▶ Set exercise
Repeat exactly and only the lines from the line containing "Recreate this image" through the line containing "</InfoPanel>", both included.
· · · ·
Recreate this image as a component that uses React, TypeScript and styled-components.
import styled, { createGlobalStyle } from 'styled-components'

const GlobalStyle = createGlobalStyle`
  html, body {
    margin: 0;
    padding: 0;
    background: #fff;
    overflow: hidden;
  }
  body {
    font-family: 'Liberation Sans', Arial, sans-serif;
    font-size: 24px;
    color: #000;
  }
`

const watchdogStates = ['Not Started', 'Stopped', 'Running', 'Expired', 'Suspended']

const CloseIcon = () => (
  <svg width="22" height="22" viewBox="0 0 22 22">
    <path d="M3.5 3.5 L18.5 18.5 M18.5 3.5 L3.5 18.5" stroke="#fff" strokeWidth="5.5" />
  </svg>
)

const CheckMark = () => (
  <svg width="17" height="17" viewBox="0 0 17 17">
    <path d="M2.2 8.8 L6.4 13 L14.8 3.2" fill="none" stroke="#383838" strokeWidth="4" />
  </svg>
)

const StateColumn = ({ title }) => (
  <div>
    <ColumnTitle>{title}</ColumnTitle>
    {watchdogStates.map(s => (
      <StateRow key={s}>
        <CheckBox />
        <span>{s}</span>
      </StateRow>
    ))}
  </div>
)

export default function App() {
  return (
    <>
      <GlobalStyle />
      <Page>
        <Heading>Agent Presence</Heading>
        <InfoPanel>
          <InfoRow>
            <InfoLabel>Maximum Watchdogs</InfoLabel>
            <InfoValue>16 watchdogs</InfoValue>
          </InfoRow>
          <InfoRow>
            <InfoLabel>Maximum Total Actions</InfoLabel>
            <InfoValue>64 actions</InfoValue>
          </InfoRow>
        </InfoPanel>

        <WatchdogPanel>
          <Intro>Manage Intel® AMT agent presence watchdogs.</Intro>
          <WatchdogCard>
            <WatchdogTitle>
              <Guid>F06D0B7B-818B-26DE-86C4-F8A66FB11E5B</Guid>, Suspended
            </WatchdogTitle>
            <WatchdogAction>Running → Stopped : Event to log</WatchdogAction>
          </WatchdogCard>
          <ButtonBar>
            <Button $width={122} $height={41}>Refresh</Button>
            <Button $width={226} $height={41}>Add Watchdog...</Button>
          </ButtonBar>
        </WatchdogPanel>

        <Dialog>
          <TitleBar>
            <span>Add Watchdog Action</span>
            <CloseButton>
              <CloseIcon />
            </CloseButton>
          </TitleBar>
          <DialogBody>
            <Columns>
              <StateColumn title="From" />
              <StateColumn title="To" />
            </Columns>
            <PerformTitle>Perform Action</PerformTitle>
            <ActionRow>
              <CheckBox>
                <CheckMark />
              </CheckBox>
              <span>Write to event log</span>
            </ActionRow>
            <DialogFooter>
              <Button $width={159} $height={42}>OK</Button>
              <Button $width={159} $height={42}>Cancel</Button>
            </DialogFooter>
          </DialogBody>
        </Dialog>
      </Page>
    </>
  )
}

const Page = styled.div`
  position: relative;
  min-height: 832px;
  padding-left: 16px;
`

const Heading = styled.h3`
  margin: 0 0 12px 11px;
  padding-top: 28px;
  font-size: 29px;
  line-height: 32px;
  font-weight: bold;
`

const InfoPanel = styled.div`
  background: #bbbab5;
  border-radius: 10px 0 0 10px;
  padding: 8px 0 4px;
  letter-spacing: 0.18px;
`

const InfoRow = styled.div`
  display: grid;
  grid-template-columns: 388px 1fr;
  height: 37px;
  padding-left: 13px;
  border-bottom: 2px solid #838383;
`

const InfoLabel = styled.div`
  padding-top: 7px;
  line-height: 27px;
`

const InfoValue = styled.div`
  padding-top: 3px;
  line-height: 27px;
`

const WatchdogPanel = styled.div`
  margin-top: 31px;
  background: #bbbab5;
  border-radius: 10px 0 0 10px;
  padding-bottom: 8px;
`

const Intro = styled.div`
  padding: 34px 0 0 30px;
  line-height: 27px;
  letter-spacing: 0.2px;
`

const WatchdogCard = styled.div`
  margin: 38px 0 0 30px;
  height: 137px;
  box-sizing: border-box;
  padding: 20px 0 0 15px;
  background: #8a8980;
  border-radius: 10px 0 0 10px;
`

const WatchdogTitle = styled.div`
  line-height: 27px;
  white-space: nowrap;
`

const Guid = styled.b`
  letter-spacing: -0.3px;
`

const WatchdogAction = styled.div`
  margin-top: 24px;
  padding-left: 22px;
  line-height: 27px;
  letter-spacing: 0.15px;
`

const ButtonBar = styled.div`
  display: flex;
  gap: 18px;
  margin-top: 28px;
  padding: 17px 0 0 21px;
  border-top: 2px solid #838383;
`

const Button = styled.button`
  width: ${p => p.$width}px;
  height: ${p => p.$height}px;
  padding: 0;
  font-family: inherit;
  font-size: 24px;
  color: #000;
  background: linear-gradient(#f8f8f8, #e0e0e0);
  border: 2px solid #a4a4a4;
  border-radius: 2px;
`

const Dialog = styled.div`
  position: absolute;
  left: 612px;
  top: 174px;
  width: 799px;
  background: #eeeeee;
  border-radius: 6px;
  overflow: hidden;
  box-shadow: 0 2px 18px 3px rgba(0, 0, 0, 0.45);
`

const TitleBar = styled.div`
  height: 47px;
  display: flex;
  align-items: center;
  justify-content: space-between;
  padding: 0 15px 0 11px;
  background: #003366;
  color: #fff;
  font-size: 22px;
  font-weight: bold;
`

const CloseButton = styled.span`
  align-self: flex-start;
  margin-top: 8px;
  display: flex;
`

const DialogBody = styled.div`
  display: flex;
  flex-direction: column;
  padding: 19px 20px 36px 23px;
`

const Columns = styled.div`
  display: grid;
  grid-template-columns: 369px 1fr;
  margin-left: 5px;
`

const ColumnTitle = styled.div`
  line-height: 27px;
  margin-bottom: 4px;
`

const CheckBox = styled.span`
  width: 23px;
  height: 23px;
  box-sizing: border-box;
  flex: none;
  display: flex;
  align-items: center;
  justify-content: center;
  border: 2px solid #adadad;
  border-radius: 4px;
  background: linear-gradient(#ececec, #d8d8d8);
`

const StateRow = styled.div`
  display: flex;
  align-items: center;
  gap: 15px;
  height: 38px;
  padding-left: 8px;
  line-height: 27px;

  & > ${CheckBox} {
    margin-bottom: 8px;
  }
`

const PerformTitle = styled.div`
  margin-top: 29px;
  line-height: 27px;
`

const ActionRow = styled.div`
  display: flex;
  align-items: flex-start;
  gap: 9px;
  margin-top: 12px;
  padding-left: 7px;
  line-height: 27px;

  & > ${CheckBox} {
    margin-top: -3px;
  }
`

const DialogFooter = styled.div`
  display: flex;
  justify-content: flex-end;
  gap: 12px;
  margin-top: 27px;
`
· · · ·
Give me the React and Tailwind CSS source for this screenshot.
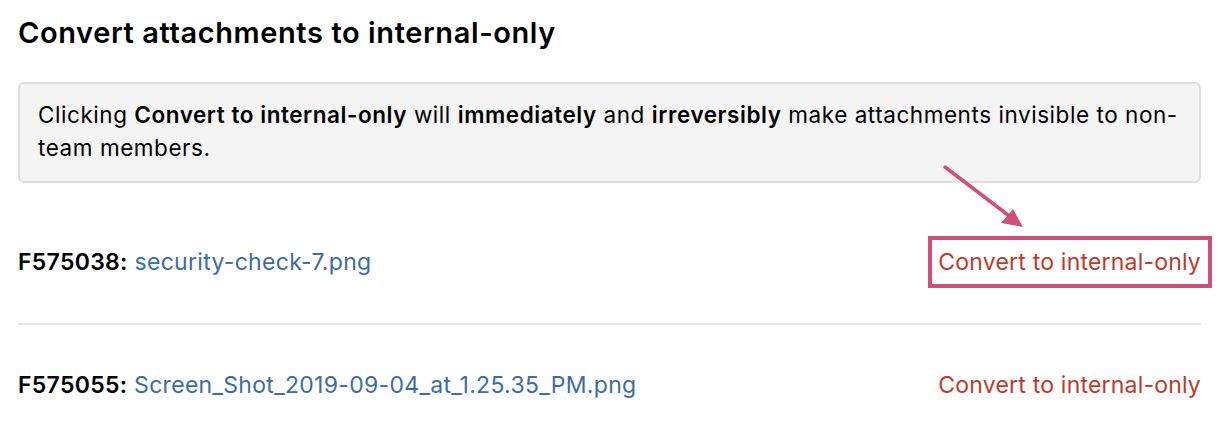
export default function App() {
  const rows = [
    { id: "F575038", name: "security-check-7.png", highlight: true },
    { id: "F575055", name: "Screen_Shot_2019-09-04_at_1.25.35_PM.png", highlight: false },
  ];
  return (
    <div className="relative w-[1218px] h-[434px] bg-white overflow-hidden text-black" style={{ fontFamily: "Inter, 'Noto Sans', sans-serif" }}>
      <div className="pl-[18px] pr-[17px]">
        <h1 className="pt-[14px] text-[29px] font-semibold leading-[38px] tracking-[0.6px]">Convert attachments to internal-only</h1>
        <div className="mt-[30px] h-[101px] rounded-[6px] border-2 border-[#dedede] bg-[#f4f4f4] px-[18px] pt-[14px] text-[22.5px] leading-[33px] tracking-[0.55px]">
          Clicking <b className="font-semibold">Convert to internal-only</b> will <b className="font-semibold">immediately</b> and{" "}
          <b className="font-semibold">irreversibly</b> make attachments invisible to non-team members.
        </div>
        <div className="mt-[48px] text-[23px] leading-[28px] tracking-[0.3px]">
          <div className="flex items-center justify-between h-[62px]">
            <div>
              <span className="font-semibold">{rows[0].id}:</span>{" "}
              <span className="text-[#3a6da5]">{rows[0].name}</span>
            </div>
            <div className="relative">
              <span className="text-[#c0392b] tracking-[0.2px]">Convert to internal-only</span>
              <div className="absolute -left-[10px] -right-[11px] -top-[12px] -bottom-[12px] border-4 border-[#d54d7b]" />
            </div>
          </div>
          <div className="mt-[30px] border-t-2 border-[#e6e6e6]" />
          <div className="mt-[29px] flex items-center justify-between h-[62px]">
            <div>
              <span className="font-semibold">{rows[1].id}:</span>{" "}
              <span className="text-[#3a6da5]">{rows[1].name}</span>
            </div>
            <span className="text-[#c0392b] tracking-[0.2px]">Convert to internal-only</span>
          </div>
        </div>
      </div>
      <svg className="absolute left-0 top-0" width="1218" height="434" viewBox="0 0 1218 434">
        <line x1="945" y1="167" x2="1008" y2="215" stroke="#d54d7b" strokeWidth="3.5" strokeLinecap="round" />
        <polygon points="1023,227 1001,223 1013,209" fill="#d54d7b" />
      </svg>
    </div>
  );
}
· · · ·
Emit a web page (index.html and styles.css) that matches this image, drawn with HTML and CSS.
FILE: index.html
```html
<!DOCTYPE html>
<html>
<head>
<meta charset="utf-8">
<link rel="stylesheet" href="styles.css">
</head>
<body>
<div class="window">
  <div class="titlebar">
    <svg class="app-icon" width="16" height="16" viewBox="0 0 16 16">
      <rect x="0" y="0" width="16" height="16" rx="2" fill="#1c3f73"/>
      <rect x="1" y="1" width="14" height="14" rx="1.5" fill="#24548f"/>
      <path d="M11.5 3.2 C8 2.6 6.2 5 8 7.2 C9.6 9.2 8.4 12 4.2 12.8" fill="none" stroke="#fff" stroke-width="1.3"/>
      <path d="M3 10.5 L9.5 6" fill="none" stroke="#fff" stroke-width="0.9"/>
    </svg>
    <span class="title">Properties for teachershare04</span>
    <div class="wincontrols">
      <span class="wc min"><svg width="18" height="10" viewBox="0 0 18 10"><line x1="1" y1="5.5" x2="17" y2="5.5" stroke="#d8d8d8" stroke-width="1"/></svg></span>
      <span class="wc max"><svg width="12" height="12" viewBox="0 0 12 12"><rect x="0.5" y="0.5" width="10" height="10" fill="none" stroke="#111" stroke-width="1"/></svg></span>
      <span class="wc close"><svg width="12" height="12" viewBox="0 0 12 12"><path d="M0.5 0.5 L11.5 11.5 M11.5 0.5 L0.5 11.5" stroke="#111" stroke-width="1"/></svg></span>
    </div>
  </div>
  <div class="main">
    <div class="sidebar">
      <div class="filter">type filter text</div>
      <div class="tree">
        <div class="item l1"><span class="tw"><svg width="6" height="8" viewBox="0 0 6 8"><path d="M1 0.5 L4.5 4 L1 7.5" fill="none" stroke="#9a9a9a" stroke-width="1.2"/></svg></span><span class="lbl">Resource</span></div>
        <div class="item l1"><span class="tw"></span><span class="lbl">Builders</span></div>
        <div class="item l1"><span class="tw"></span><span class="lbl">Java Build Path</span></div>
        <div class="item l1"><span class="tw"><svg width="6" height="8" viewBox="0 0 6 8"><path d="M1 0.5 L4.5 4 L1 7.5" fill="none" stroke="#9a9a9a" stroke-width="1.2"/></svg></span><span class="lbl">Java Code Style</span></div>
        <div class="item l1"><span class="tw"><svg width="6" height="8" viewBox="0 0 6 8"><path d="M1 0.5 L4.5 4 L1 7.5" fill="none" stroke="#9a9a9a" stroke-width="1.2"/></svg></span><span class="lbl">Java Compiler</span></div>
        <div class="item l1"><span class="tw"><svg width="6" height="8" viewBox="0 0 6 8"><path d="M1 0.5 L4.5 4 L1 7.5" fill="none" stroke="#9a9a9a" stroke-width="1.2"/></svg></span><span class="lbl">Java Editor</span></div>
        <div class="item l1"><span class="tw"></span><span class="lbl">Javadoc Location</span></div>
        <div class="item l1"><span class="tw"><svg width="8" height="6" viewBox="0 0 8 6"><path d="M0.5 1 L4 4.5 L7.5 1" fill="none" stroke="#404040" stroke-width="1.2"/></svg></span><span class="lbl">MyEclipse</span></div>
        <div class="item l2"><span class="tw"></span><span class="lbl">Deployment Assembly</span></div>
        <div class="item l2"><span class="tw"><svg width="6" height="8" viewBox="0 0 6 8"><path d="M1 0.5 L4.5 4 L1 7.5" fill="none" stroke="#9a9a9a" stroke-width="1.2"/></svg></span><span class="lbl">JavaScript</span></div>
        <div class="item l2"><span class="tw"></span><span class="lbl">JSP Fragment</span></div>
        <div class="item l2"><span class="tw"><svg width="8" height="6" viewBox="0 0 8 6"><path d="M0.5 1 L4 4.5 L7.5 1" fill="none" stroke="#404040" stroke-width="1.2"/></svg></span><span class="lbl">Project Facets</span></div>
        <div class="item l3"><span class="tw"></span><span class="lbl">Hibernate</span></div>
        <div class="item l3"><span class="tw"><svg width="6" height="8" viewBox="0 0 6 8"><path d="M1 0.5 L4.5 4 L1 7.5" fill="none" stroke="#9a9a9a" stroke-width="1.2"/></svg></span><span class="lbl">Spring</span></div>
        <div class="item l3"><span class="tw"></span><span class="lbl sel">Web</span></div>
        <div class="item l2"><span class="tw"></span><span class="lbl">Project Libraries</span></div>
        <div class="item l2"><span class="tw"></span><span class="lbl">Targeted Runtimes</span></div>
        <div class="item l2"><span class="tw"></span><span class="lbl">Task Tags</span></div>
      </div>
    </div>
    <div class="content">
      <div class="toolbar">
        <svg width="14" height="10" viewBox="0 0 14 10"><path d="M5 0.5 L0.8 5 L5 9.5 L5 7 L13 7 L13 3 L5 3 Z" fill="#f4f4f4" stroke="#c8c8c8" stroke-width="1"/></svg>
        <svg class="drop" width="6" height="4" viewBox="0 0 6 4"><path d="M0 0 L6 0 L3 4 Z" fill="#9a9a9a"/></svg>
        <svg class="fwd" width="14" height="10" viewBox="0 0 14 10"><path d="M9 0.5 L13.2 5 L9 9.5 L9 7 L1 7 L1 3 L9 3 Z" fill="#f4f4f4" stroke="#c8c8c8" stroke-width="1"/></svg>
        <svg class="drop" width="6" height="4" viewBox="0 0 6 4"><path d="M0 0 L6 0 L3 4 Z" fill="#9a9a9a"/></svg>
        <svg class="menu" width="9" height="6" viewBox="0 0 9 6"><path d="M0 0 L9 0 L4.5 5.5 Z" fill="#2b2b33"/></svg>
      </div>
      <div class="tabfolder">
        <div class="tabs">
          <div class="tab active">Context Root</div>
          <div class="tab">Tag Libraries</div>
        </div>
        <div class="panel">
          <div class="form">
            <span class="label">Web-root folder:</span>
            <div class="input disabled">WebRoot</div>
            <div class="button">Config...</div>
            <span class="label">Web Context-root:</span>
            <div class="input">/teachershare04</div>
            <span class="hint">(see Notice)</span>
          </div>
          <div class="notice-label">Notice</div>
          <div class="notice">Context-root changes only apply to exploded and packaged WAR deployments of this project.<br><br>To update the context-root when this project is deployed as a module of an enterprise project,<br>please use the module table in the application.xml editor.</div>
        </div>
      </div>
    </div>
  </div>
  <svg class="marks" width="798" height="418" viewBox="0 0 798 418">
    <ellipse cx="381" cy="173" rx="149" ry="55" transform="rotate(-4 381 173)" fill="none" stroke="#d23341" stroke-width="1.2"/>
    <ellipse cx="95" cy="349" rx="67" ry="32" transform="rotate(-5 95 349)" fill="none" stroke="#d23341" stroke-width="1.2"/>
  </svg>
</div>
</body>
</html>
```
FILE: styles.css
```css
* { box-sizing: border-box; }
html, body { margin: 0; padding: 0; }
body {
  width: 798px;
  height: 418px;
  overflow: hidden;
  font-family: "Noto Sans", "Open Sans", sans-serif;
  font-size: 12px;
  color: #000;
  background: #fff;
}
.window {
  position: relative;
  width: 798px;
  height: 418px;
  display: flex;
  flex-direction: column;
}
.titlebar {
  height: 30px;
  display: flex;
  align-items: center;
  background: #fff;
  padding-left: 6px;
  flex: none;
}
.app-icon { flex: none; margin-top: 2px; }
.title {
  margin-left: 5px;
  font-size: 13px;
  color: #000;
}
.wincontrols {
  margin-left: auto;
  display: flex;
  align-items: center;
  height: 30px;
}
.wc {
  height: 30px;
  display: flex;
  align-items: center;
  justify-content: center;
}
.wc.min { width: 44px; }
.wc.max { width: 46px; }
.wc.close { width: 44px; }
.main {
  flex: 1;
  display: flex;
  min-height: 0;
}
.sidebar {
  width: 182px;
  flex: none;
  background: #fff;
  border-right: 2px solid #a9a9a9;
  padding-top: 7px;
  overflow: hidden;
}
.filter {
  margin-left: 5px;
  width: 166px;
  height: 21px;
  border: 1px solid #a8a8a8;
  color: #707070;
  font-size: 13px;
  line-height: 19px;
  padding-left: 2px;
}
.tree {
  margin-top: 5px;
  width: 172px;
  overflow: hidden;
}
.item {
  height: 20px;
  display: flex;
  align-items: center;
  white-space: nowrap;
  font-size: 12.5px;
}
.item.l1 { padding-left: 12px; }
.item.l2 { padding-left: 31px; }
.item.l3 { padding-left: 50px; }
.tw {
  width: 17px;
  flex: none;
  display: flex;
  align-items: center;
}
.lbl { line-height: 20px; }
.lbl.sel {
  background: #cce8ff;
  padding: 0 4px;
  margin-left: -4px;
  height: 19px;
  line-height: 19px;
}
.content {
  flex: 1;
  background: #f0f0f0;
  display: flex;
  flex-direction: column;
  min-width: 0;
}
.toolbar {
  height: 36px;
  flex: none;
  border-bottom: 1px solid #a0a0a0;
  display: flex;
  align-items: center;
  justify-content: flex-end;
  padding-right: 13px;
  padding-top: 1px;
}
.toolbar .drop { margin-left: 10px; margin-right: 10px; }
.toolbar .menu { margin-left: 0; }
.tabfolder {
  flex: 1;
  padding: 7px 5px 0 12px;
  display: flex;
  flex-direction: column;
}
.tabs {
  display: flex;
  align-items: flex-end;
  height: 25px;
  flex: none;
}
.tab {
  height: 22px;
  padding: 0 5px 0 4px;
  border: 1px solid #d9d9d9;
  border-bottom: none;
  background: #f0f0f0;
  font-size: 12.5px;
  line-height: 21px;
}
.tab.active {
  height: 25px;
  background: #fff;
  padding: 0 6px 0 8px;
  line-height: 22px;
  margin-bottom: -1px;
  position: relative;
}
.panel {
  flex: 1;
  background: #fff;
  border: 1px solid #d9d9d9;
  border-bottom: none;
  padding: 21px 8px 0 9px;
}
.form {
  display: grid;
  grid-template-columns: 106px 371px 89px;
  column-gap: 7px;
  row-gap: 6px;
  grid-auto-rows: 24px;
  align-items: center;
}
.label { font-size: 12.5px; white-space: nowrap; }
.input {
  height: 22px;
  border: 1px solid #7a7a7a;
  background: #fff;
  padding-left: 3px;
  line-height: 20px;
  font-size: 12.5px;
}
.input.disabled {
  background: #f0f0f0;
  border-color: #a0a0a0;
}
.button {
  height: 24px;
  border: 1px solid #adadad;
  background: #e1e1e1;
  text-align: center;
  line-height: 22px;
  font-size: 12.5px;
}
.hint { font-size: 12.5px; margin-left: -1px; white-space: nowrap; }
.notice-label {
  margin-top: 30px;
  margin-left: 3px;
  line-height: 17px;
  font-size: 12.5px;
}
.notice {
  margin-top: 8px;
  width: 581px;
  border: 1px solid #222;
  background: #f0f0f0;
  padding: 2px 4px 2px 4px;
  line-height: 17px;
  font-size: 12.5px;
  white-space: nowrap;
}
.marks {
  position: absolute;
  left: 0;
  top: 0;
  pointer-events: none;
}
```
· · · ·
▶ Finished task
Recreate this image as a component that uses React, TypeScript and styled-components.
import styled, { createGlobalStyle } from 'styled-components'

const GlobalStyle = createGlobalStyle`
  html, body {
    margin: 0;
    padding: 0;
    background: #fff;
    overflow: hidden;
  }
  body {
    font-family: 'Liberation Sans', Arial, sans-serif;
    font-size: 24px;
    color: #000;
  }
`

const watchdogStates = ['Not Started', 'Stopped', 'Running', 'Expired', 'Suspended']

const CloseIcon = () => (
  <svg width="22" height="22" viewBox="0 0 22 22">
    <path d="M3.5 3.5 L18.5 18.5 M18.5 3.5 L3.5 18.5" stroke="#fff" strokeWidth="5.5" />
  </svg>
)

const CheckMark = () => (
  <svg width="17" height="17" viewBox="0 0 17 17">
    <path d="M2.2 8.8 L6.4 13 L14.8 3.2" fill="none" stroke="#383838" strokeWidth="4" />
  </svg>
)

const StateColumn = ({ title }) => (
  <div>
    <ColumnTitle>{title}</ColumnTitle>
    {watchdogStates.map(s => (
      <StateRow key={s}>
        <CheckBox />
        <span>{s}</span>
      </StateRow>
    ))}
  </div>
)

export default function App() {
  return (
    <>
      <GlobalStyle />
      <Page>
        <Heading>Agent Presence</Heading>
        <InfoPanel>
          <InfoRow>
            <InfoLabel>Maximum Watchdogs</InfoLabel>
            <InfoValue>16 watchdogs</InfoValue>
          </InfoRow>
          <InfoRow>
            <InfoLabel>Maximum Total Actions</InfoLabel>
            <InfoValue>64 actions</InfoValue>
          </InfoRow>
        </InfoPanel>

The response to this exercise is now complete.